Beyond the burden question, there is much that needs to be learned about the real local environment and networks through which federal funds operate. For instance, we know that local governments and nonprofits often become consummate grant and contract aggregators--a single major program initiative often requires funding from multiple sources to address local needs. Thus, for instance, Pittsburgh used Recovery Act highway grants in concert with related grants to help fund a safe-streets initiative to install high-intensity lights--a purpose that would be difficult to discern looking at the specific objectives of the highway program.

Tracking the specific uses of federal funds becomes a murky proposition when so many funding pots are contributing to a single project. At some point the federal funds become fungible with other funding sources. All the federal government can know for sure is that its program was a part of a broader-based initiative to achieve an outcome, whether it is child care, preschool education or establishment of a drug court. The stovepiped Washington version of program accountability fails to do justice to the actual regimes of public and private providers that do the heavy lifting of implementation.

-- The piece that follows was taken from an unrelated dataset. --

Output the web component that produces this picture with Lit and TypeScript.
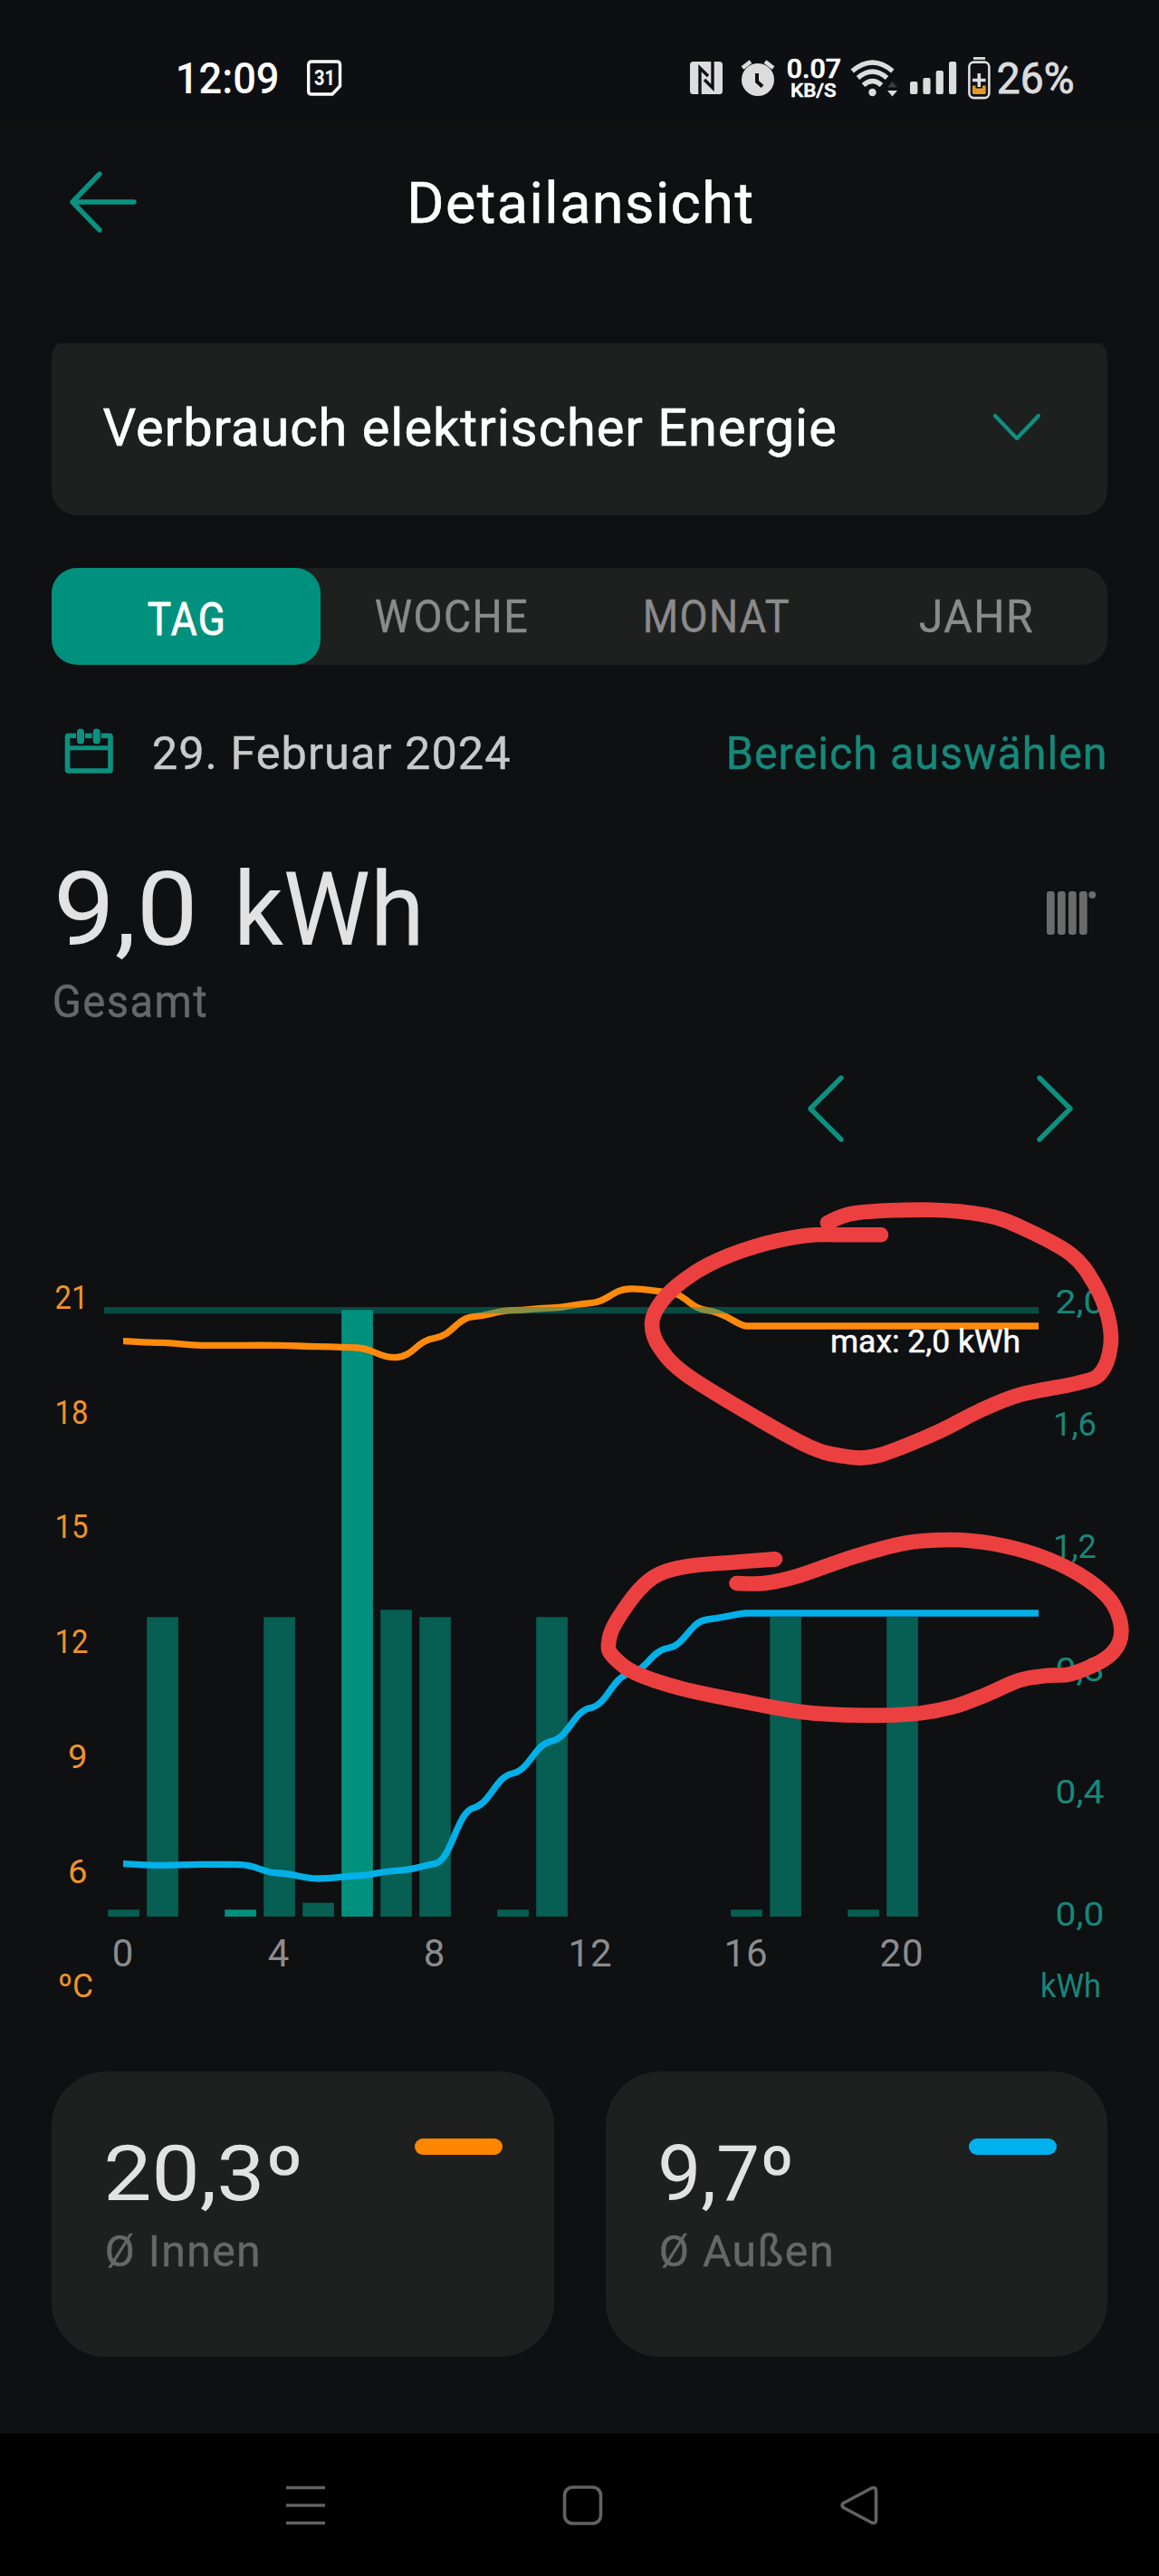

This local initiative and creativity is a strength of our system, even though it is difficult to understand from inside the Beltway. The inherently decentralized nature of our federal system complicates any conventional notion of accountability for federal dollars. Thanks to such management reforms as the Government Performance Results Act, federal agencies are awash in data about finances and performance of individual programs. However, they often have little perspective on what that means in the broader system of delivery.

In one survey of federal agencies that we did when I led the Government Accountability Office's work on federal grants, most federal grants managers confessed that they did not know how much total funding was provided for their broad program beyond the federal dollars alone. As one astute appropriations staffer put it, referring to the funding of federal drug-abuse initiatives: "What share of the elephant am I supporting?"

What are the implications of this for federal accountability? For one, we should continue our efforts to promote transparent reporting for federal programs, whether they are grants, contracts or loans. However, that information must be placed in a broader context to give it meaning--and this is where the cupboard is quite bare inside the Beltway.

We need more evaluations, by federal agencies and research institutions alike, to describe the shape and values of the many networks through which federal programs are brought to life at the service-delivery level. We need to supplement our top-down accountability reforms with an investment in understanding how the world of public management looks from the bottom up.